If this holds — and it is still early — NVIDIA's CUDA moat is eroding from above, not below. That is a faster path to commoditization than AMD overtaking NVIDIA at the kernel level. AMD knows this, which is why they put real money into Triton instead of just pushing HIP compatibility.
So the question is not whether ROCm is improving. It is. The question is whether the Triton layer gets good enough fast enough that the CUDA lock-in story becomes irrelevant before AMD closes the developer experience gap on its own stack.
The real kicker: Vulkan developers in that same thread said they do not care about CUDA versus ROCm at all.
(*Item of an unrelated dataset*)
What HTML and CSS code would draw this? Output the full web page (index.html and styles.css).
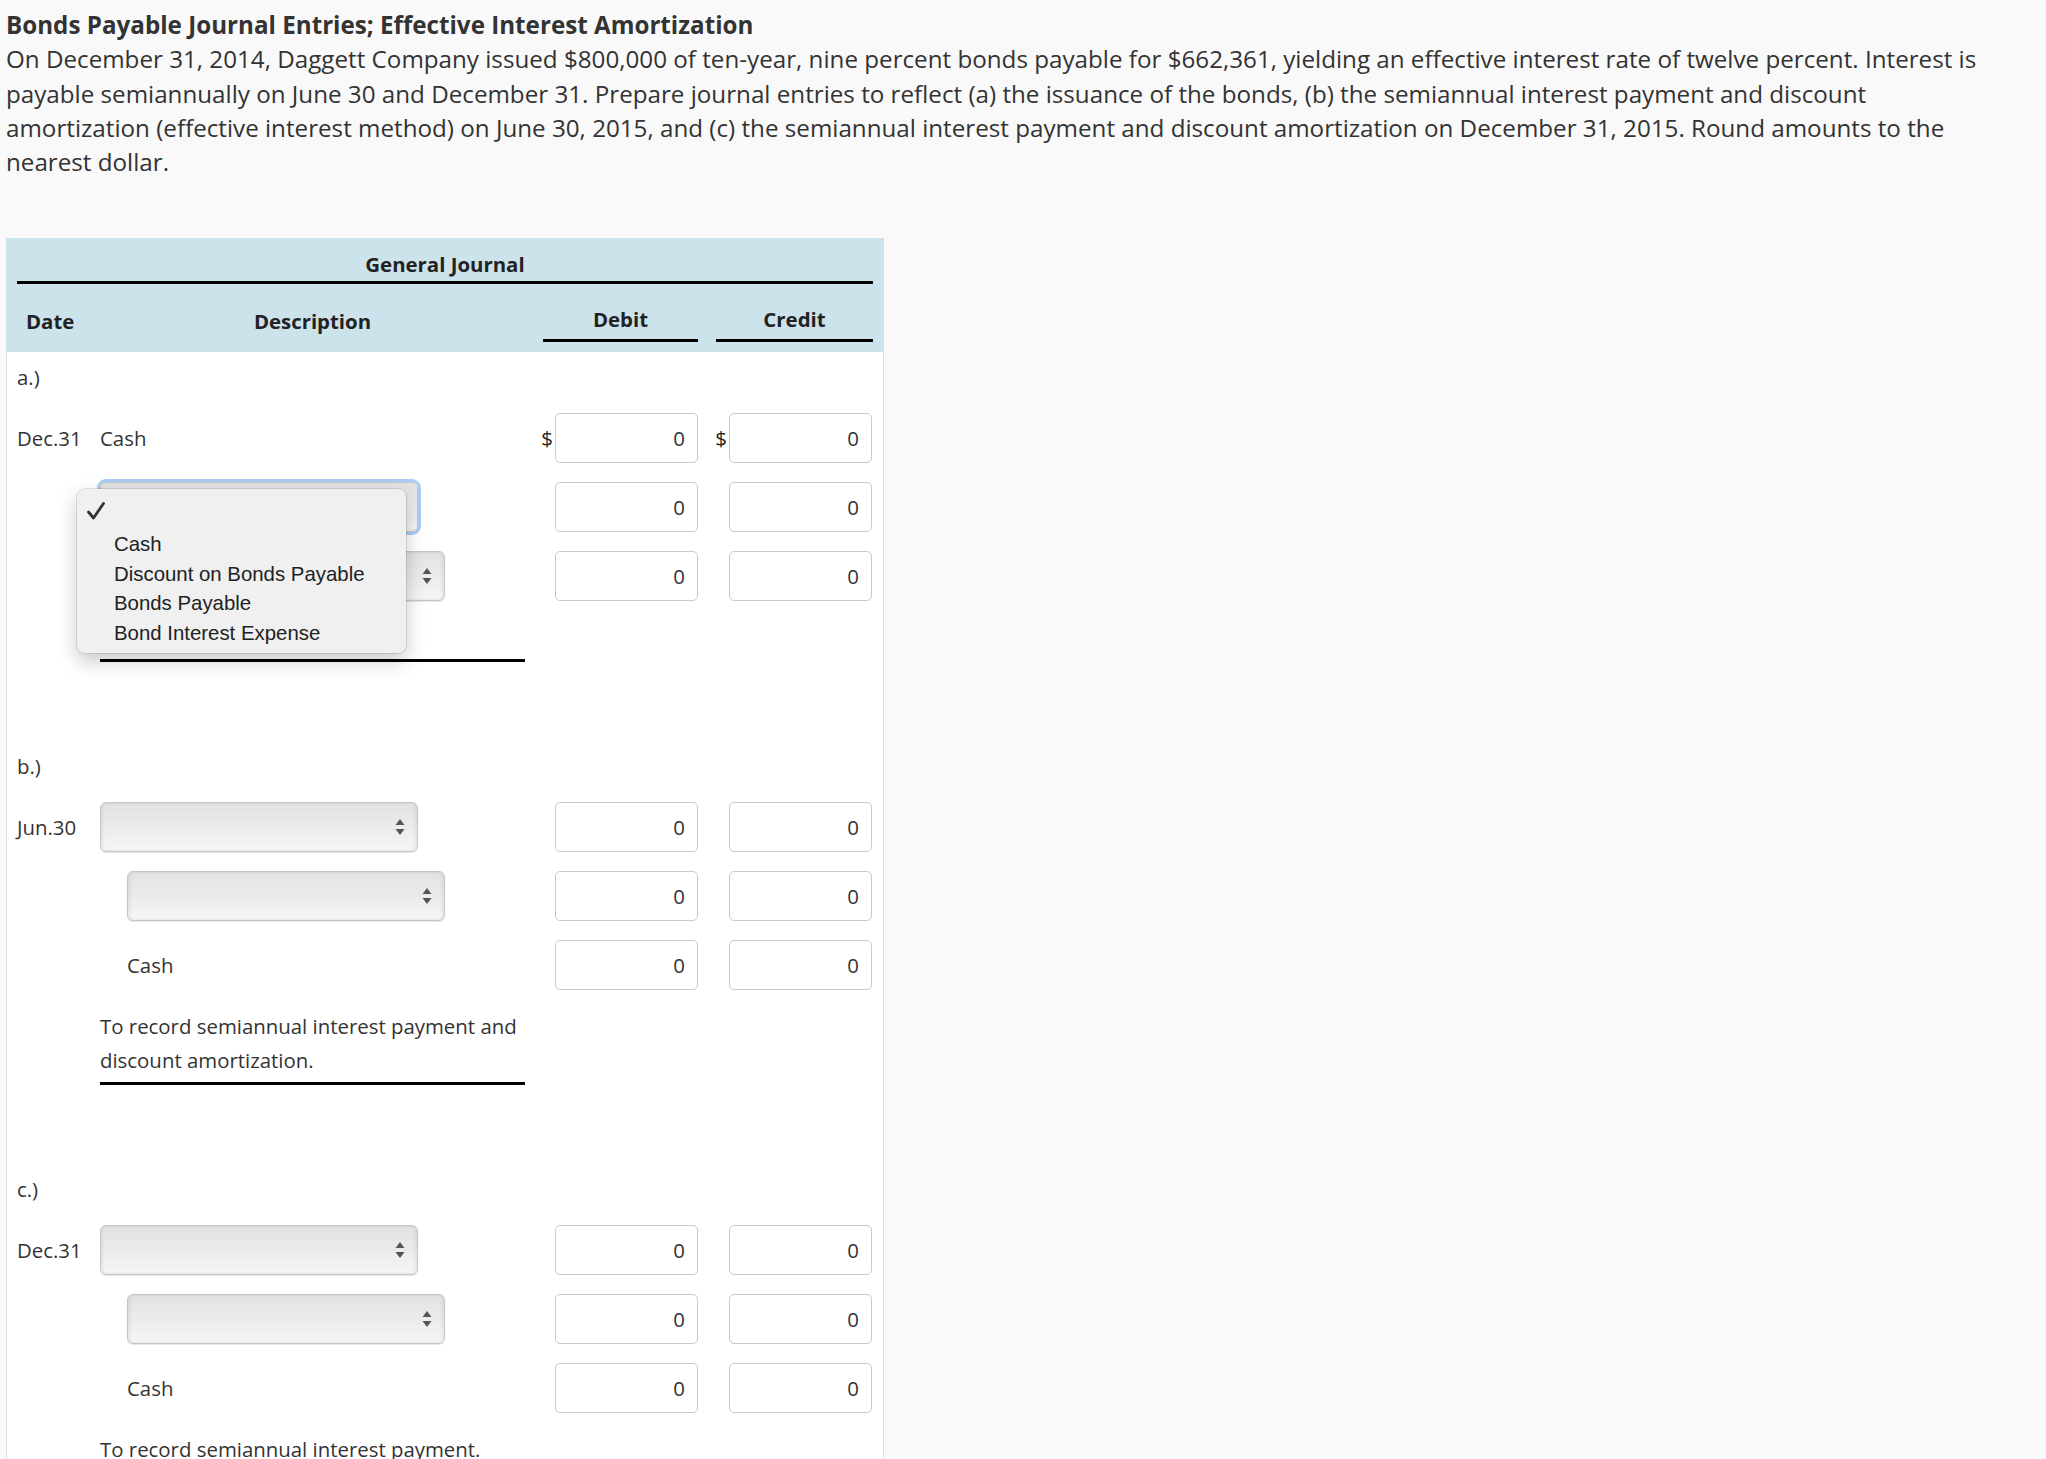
FILE: index.html
```html
<!DOCTYPE html>
<html lang="en">
<head>
    <meta charset="UTF-8">
    <title>Bonds Payable Journal Entries</title>
    <link rel="stylesheet" href="styles.css">
</head>
<body>
    <div class="page">
        <h1 class="title">Bonds Payable Journal Entries; Effective Interest Amortization</h1>
        <p class="intro">On December 31, 2014, Daggett Company issued $800,000 of ten-year, nine percent bonds payable for $662,361, yielding an effective interest rate of twelve percent. Interest is payable semiannually on June 30 and December 31. Prepare journal entries to reflect (a) the issuance of the bonds, (b) the semiannual interest payment and discount amortization (effective interest method) on June 30, 2015, and (c) the semiannual interest payment and discount amortization on December 31, 2015. Round amounts to the nearest dollar.</p>

        <div class="journal">
            <div class="journal-head">
                <div class="journal-title">General Journal</div>
                <div class="grid head-cols">
                    <div class="c-date">Date</div>
                    <div class="c-desc head-desc">Description</div>
                    <div class="c-debit head-amt">Debit</div>
                    <div class="c-credit head-amt">Credit</div>
                </div>
            </div>

            <div class="journal-body">
                <!-- a.) issuance -->
                <div class="entry">
                    <div class="entry-label">a.)</div>
                    <div class="grid line">
                        <div class="c-date">Dec.31</div>
                        <div class="c-desc">Cash</div>
                        <div class="c-debit amt"><span class="dollar">$</span><input class="num" type="text" value="0"></div>
                        <div class="c-credit amt"><span class="dollar">$</span><input class="num" type="text" value="0"></div>
                    </div>
                    <div class="grid line">
                        <div class="c-desc">
                            <div class="acct focused">
                                <svg class="arrows" width="10" height="16" viewBox="0 0 10 16"><path d="M5 0 L9.5 6 H0.5 Z M5 16 L9.5 10 H0.5 Z" fill="#555"/></svg>
                            </div>
                            <div class="menu">
                                <div class="menu-item">
                                    <svg class="check" width="18" height="18" viewBox="0 0 18 18"><path d="M1.5 10 L6.5 16 L16.5 1.5" fill="none" stroke="#333" stroke-width="2.8" stroke-linecap="round" stroke-linejoin="round"/></svg>
                                </div>
                                <div class="menu-item">Cash</div>
                                <div class="menu-item">Discount on Bonds Payable</div>
                                <div class="menu-item">Bonds Payable</div>
                                <div class="menu-item">Bond Interest Expense</div>
                            </div>
                        </div>
                        <div class="c-debit amt"><input class="num" type="text" value="0"></div>
                        <div class="c-credit amt"><input class="num" type="text" value="0"></div>
                    </div>
                    <div class="grid line">
                        <div class="c-desc">
                            <div class="acct indent">
                                <svg class="arrows" width="10" height="16" viewBox="0 0 10 16"><path d="M5 0 L9.5 6 H0.5 Z M5 16 L9.5 10 H0.5 Z" fill="#555"/></svg>
                            </div>
                        </div>
                        <div class="c-debit amt"><input class="num" type="text" value="0"></div>
                        <div class="c-credit amt"><input class="num" type="text" value="0"></div>
                    </div>
                    <div class="memo"><span class="hidden-memo">To record issuance.</span></div>
                </div>

                <!-- b.) June 30 -->
                <div class="entry">
                    <div class="entry-label">b.)</div>
                    <div class="grid line">
                        <div class="c-date">Jun.30</div>
                        <div class="c-desc">
                            <div class="acct">
                                <svg class="arrows" width="10" height="16" viewBox="0 0 10 16"><path d="M5 0 L9.5 6 H0.5 Z M5 16 L9.5 10 H0.5 Z" fill="#555"/></svg>
                            </div>
                        </div>
                        <div class="c-debit amt"><input class="num" type="text" value="0"></div>
                        <div class="c-credit amt"><input class="num" type="text" value="0"></div>
                    </div>
                    <div class="grid line">
                        <div class="c-desc">
                            <div class="acct indent">
                                <svg class="arrows" width="10" height="16" viewBox="0 0 10 16"><path d="M5 0 L9.5 6 H0.5 Z M5 16 L9.5 10 H0.5 Z" fill="#555"/></svg>
                            </div>
                        </div>
                        <div class="c-debit amt"><input class="num" type="text" value="0"></div>
                        <div class="c-credit amt"><input class="num" type="text" value="0"></div>
                    </div>
                    <div class="grid line">
                        <div class="c-desc indent">Cash</div>
                        <div class="c-debit amt"><input class="num" type="text" value="0"></div>
                        <div class="c-credit amt"><input class="num" type="text" value="0"></div>
                    </div>
                    <div class="memo">To record semiannual interest payment and discount amortization.</div>
                </div>

                <!-- c.) December 31 -->
                <div class="entry">
                    <div class="entry-label">c.)</div>
                    <div class="grid line">
                        <div class="c-date">Dec.31</div>
                        <div class="c-desc">
                            <div class="acct">
                                <svg class="arrows" width="10" height="16" viewBox="0 0 10 16"><path d="M5 0 L9.5 6 H0.5 Z M5 16 L9.5 10 H0.5 Z" fill="#555"/></svg>
                            </div>
                        </div>
                        <div class="c-debit amt"><input class="num" type="text" value="0"></div>
                        <div class="c-credit amt"><input class="num" type="text" value="0"></div>
                    </div>
                    <div class="grid line">
                        <div class="c-desc">
                            <div class="acct indent">
                                <svg class="arrows" width="10" height="16" viewBox="0 0 10 16"><path d="M5 0 L9.5 6 H0.5 Z M5 16 L9.5 10 H0.5 Z" fill="#555"/></svg>
                            </div>
                        </div>
                        <div class="c-debit amt"><input class="num" type="text" value="0"></div>
                        <div class="c-credit amt"><input class="num" type="text" value="0"></div>
                    </div>
                    <div class="grid line">
                        <div class="c-desc indent">Cash</div>
                        <div class="c-debit amt"><input class="num" type="text" value="0"></div>
                        <div class="c-credit amt"><input class="num" type="text" value="0"></div>
                    </div>
                    <div class="memo">To record semiannual interest payment.</div>
                </div>
            </div>
        </div>
    </div>
</body>
</html>
```

FILE: styles.css
```css
body {
    margin: 0;
    background-color: #f9f9f9;
    color: #333;
    font-family: 'Open Sans', 'Liberation Sans', sans-serif;
}

.page {
    padding: 8px 6px;
}

.title {
    margin: 0;
    font-size: 24.2px;
    line-height: 34.3px;
    font-weight: 700;
}

.intro {
    margin: 0;
    max-width: 1990px;
    font-size: 24.2px;
    line-height: 34.3px;
}

.journal {
    width: 878px;
    margin-top: 59px;
}

.journal-head {
    background-color: #cde3ec;
    padding: 9px 11px 10px;
    color: #222;
}

.journal-title {
    text-align: center;
    font-weight: 700;
    font-size: 20.4px;
    line-height: 34px;
    border-bottom: 3px solid #000;
}

.grid {
    display: grid;
    grid-template-columns: 83px 425px 18px 155px 18px 157px;
}

.c-date { grid-column: 1; }
.c-desc { grid-column: 2; }
.c-debit { grid-column: 4; }
.c-credit { grid-column: 6; }

.head-cols {
    padding-top: 18px;
    font-weight: 700;
    font-size: 20.4px;
    line-height: 34px;
    align-items: end;
}

.head-cols .c-date {
    padding-left: 9px;
    padding-bottom: 4px;
}

.head-desc {
    text-align: center;
    padding-bottom: 4px;
}

.head-amt {
    text-align: center;
    padding-bottom: 3px;
    border-bottom: 3px solid #000;
}

.journal-body {
    background-color: #fff;
    border: 1px solid #dedede;
    border-top: 0;
    padding: 8px 10px 40px;
    font-size: 20.4px;
    line-height: 34px;
}

.entry {
    display: flex;
    flex-direction: column;
    gap: 19px;
}

.entry + .entry {
    margin-top: 87px;
}

.line {
    height: 50px;
    align-items: center;
}

.amt {
    display: flex;
    justify-content: flex-end;
    align-items: center;
}

.c-credit.amt {
    padding-right: 1px;
}

.dollar {
    margin-right: 2px;
    color: #222;
}

.num {
    width: 143px;
    height: 50px;
    box-sizing: border-box;
    border: 1px solid #c9c9c9;
    border-radius: 5px;
    background: #fff;
    font-family: inherit;
    font-size: 20.4px;
    color: #333;
    text-align: right;
    padding: 0 12px;
    margin: 0;
}

.indent {
    margin-left: 27px;
}

.c-desc {
    position: relative;
}

.acct {
    position: relative;
    width: 318px;
    height: 50px;
    box-sizing: border-box;
    border: 1px solid #c6c6c6;
    border-radius: 6px;
    background: linear-gradient(to bottom, #e2e2e2 0%, #ebebeb 50%, #f6f6f6 100%);
    box-shadow: inset 2px 0 3px rgba(0, 0, 0, 0.06), inset -2px 0 3px rgba(0, 0, 0, 0.06), 0 1px 1px rgba(0, 0, 0, 0.1);
}

.acct.focused {
    box-shadow: 0 0 0 3px #a9cdf6;
}

.arrows {
    position: absolute;
    right: 12px;
    top: 16px;
}

.memo {
    margin-left: 83px;
    width: 425px;
    padding-bottom: 5px;
    border-bottom: 3px solid #000;
}

.hidden-memo {
    visibility: hidden;
}

.menu {
    position: absolute;
    left: -23px;
    top: 7px;
    width: 329px;
    box-sizing: border-box;
    padding: 11px 0 5px;
    background-color: #f0f0f0;
    border-radius: 8px;
    box-shadow: 0 0 0 1px rgba(0, 0, 0, 0.1), 0 8px 20px rgba(0, 0, 0, 0.22);
    font-family: 'Liberation Sans', Arial, sans-serif;
    font-size: 20.4px;
    line-height: 29.6px;
    color: #222;
    z-index: 2;
}

.menu-item {
    position: relative;
    height: 29.6px;
    padding-left: 37px;
}

.check {
    position: absolute;
    left: 10px;
    top: 2px;
}
```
They found a path that works and they are staying on it. That is the competition AMD is actually losing to — not NVIDIA, but the open source inference stack that does not require buying into either ecosystem.
If you are evaluating GPU options for AI work right now, here is what to actually consider. Do not take the vendor word for it. Check the HN comments on anything AMD ships. Look at how long it takes to get a working build in a realistic environment. Talk to developers who tried and gave up. The roadmap is not the product. The build system is.
AMD is climbing the mountain. NVIDIA is not standing still. And the developers who burned weeks on ROCm are running Vulkan and llama.cpp instead, and they are not coming back until the experience improves.
Check the comments before you commit to any stack.